Records from a dataset
::::::
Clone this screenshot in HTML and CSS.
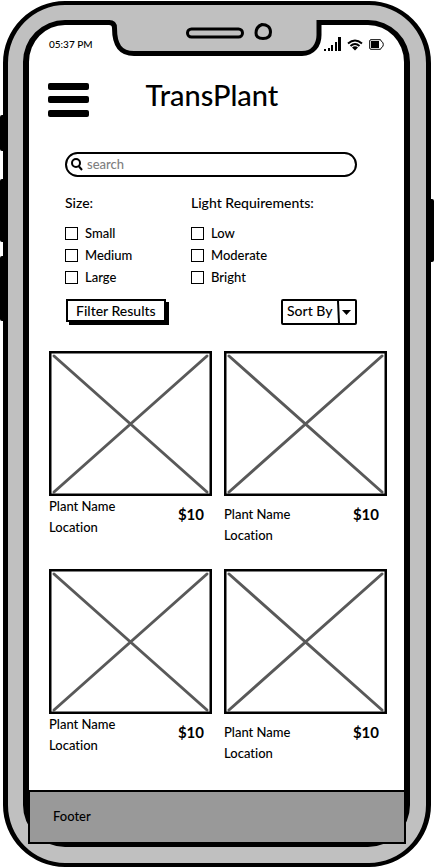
FILE: index.html
```html
<!DOCTYPE html>
<html lang="en">
<head>
<meta charset="utf-8">
<meta name="viewport" content="width=device-width, initial-scale=1">
<title>TransPlant</title>
<link rel="stylesheet" href="styles.css">
</head>
<body>
<div class="phone">
  <span class="side-key key-mute"></span>
  <span class="side-key key-up"></span>
  <span class="side-key key-down"></span>
  <span class="side-key key-power"></span>
  <svg class="notch" width="218" height="38" viewBox="108 19 218 38" aria-hidden="true">
    <path class="bezel" d="M110 19H318V40Q315 53 304 53H134Q115 52 114 28L110 22Z"/>
    <path class="edge" d="M106 22.500H109Q114.500 22.500 114.500 28C114.500 45 120 53.500 134 53.500H302C313 53.500 319 45 319 35V22.500H328"/>
    <rect class="line" x="187.500" y="29" width="55" height="8" rx="4"/>
    <path class="line" d="M262 24.500C258 26 256 29 256 33C256 37 259 38.500 263 38.500C268 38.500 270.500 36 270.500 32C270.500 27 267 24.500 262 24.500Z"/>
  </svg>

  <div class="screen">
    <div class="status">
      <span class="time">05:37 PM</span>
      <span class="status-icons">
        <svg width="17" height="15" viewBox="0 0 17 15" aria-hidden="true"><path d="M0 12h2v2H0zM4 11h2v3H4zM7 8h2v6H7zM11 5h2v9h-2zM14 0h3v14h-3z"/></svg>
        <svg class="wifi" width="16" height="12" viewBox="0 0 16 12" aria-hidden="true"><path class="arc" d="M1 4.500Q8-1.500 15 4.500M3.500 7Q8 3 12.500 7"/><path d="M5 8.500Q8 6 11 8.500L8 11.500Z"/></svg>
        <svg width="15" height="11" viewBox="0 0 15 11" aria-hidden="true"><path class="case" d="M2 .7H11.500L12.500 2.500Q14.300 3 14.300 5.500T12.500 8.500L11.500 10.300H2Q.7 10.300 .7 9V2Q.7 .7 2 .7Z"/><path d="M2 2h8v7H2z"/></svg>
      </span>
    </div>

    <header class="header">
      <button class="menu" type="button" aria-label="Menu">
        <svg width="41" height="34" viewBox="0 0 41 34"><rect width="41" height="7" rx="2"/><rect y="13" width="41" height="7" rx="2"/><rect y="27" width="41" height="7" rx="2"/></svg>
      </button>
      <h1>TransPlant</h1>
    </header>

    <main>
      <form class="filters">
        <label class="search">
          <svg width="12" height="13" viewBox="0 0 12 13" aria-hidden="true"><circle cx="5" cy="5" r="4"/><path d="M8 8.500L11 12"/></svg>
          <input type="search" placeholder="search" aria-label="search">
        </label>
        <div class="groups">
          <fieldset>
            <legend>Size:</legend>
            <label><input type="checkbox">Small</label>
            <label><input type="checkbox">Medium</label>
            <label><input type="checkbox">Large</label>
          </fieldset>
          <fieldset>
            <legend>Light Requirements:</legend>
            <label><input type="checkbox">Low</label>
            <label><input type="checkbox">Moderate</label>
            <label><input type="checkbox">Bright</label>
          </fieldset>
        </div>
        <div class="actions">
          <button class="apply" type="button">Filter Results</button>
          <div class="sort">
            <select aria-label="Sort By"><option>Sort By</option></select>
            <svg width="18" height="22" viewBox="0 0 18 22" aria-hidden="true"><path class="divider" d="M1 0L2 22"/><path d="M5 9H14L9.500 14Z"/></svg>
          </div>
        </div>
      </form>

      <section class="plants">
        <article class="plant">
          <svg viewBox="0 0 163 145" aria-hidden="true"><path class="cross" d="M5 5L158 141M158 5L5 141"/><rect class="frame" x="1.250" y="1.250" width="160.500" height="142.500"/></svg>
          <div class="caption"><p>Plant Name<br>Location</p><strong>$10</strong></div>
        </article>
        <article class="plant">
          <svg viewBox="0 0 163 145" aria-hidden="true"><path class="cross" d="M5 5L158 141M158 5L5 141"/><rect class="frame" x="1.250" y="1.250" width="160.500" height="142.500"/></svg>
          <div class="caption"><p>Plant Name<br>Location</p><strong>$10</strong></div>
        </article>
        <article class="plant">
          <svg viewBox="0 0 163 145" aria-hidden="true"><path class="cross" d="M5 5L158 141M158 5L5 141"/><rect class="frame" x="1.250" y="1.250" width="160.500" height="142.500"/></svg>
          <div class="caption"><p>Plant Name<br>Location</p><strong>$10</strong></div>
        </article>
        <article class="plant">
          <svg viewBox="0 0 163 145" aria-hidden="true"><path class="cross" d="M5 5L158 141M158 5L5 141"/><rect class="frame" x="1.250" y="1.250" width="160.500" height="142.500"/></svg>
          <div class="caption"><p>Plant Name<br>Location</p><strong>$10</strong></div>
        </article>
      </section>
    </main>

    <footer class="footer">Footer</footer>
  </div>
</div>
</body>
</html>
```
FILE: styles.css
```css
* { box-sizing: border-box; }

body {
  margin: 0;
  background: #fff;
  color: #000;
  font: 500 13px/21px Lato, "Open Sans", sans-serif;
  font-variant-ligatures: none;
  display: flow-root;
}

button, input, select { font: inherit; color: inherit; }
svg { display: block; }

/* Device */
.phone {
  position: relative;
  margin: 1px 3px 0;
  padding: 15px 16px 16px 15px;
  border: solid #000;
  border-width: 4px 5px;
  border-radius: 62px;
  background: #c0c0c0;
}

.side-key {
  position: absolute;
  left: -8px;
  width: 7px;
  background: #000;
  border-radius: 2px;
}
.key-mute { top: 110px; height: 36px; }
.key-up { top: 174px; height: 63px; }
.key-down { top: 251px; height: 65px; }
.key-power { top: 194px; height: 63px; left: auto; right: -8px; }

.notch { position: absolute; top: 14px; left: 50%; transform: translateX(-50%); }
.bezel { fill: #c0c0c0; }
.edge { fill: none; stroke: #000; stroke-width: 5; }
.line { fill: none; stroke: #000; stroke-width: 3; }

.screen {
  border: solid #000;
  border-width: 5px 6px;
  border-radius: 42px;
  background: #fff;
}

/* Status bar and header */
.status {
  display: flex;
  justify-content: space-between;
  align-items: center;
  height: 39px;
  padding: 0 20px;
  font-size: 10px;
}
.status-icons { display: flex; align-items: center; gap: 6px; }
.arc { fill: none; stroke: #000; stroke-width: 2; }
.case { fill: none; stroke: #000; stroke-width: 1; }

.header {
  display: grid;
  grid-template-columns: 41px 1fr 41px;
  align-items: start;
  padding: 19px 28px 0 19px;
}
.menu { padding: 0; border: 0; background: none; }
h1 {
  margin: 0;
  font-size: 29px;
  line-height: 24px;
  font-weight: 500;
  text-align: center;
}

/* Filters */
.filters { margin: 35px 47px 0 36px; }

.search {
  display: flex;
  align-items: center;
  gap: 4px;
  height: 25px;
  padding: 0 4px;
  border: 2px solid #000;
  border-radius: 13px;
}
.search svg { fill: none; stroke: #000; stroke-width: 2; }
.search input {
  flex: 1;
  min-width: 0;
  padding: 0;
  border: 0;
  outline: 0;
  background: none;
}
.search input::placeholder { color: #808080; }

.groups {
  display: grid;
  grid-template-columns: 126px 1fr;
  margin-top: 16px;
}
fieldset { min-width: 0; margin: 0; padding: 0; border: 0; }
legend {
  padding: 0;
  margin-bottom: 9px;
  font-size: 14px;
  line-height: 20px;
  white-space: nowrap;
}
fieldset label {
  display: flex;
  align-items: center;
  gap: 7px;
  height: 22px;
}
fieldset input {
  appearance: none;
  width: 13px;
  height: 13px;
  margin: 0;
  border: 1px solid #000;
}

.actions {
  display: flex;
  justify-content: space-between;
  align-items: start;
  margin-top: 11px;
  font-size: 14px;
}
.apply {
  height: 23px;
  margin-left: 1px;
  padding: 0 8px;
  border: 2px solid #000;
  background: #fff;
  box-shadow: 3px 3px #000;
  line-height: 18px;
}
.sort {
  display: flex;
  height: 26px;
  border: 2px solid #000;
  border-radius: 2px;
}
.sort select {
  appearance: none;
  height: 20px;
  padding: 0 4px;
  border: 0;
  background: none;
  line-height: 20px;
}
.divider { stroke: #000; stroke-width: 2; }

/* Plants */
.plants {
  display: grid;
  grid-template-columns: 1fr 1fr;
  gap: 23px 12px;
  margin: 26px 17px 0 20px;
}
.plant svg { width: 100%; height: auto; }
.frame { fill: none; stroke: #000; stroke-width: 2.5; }
.cross { stroke: #595959; stroke-width: 3; stroke-linecap: round; }
.caption {
  display: flex;
  justify-content: space-between;
  align-items: start;
  padding-right: 8px;
}
.caption p { margin: 0; }
.plant:nth-child(even) p { margin-top: 8px; }
.caption strong { margin-top: 8px; font-size: 15px; }

.footer {
  position: relative;
  margin: 26px -2px -2px -1px;
  padding: 14px 23px 15px;
  border: 2px solid #000;
  background: #999;
}
```
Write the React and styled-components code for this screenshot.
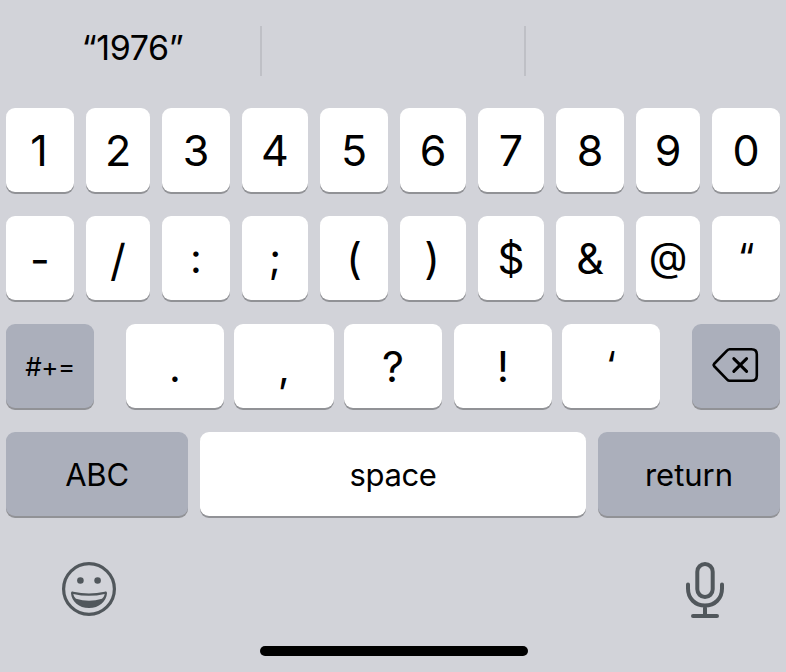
::::::
Exercise requirements>
Count every line of the records that holds "this". State the number, nothing else.

Solution below>
2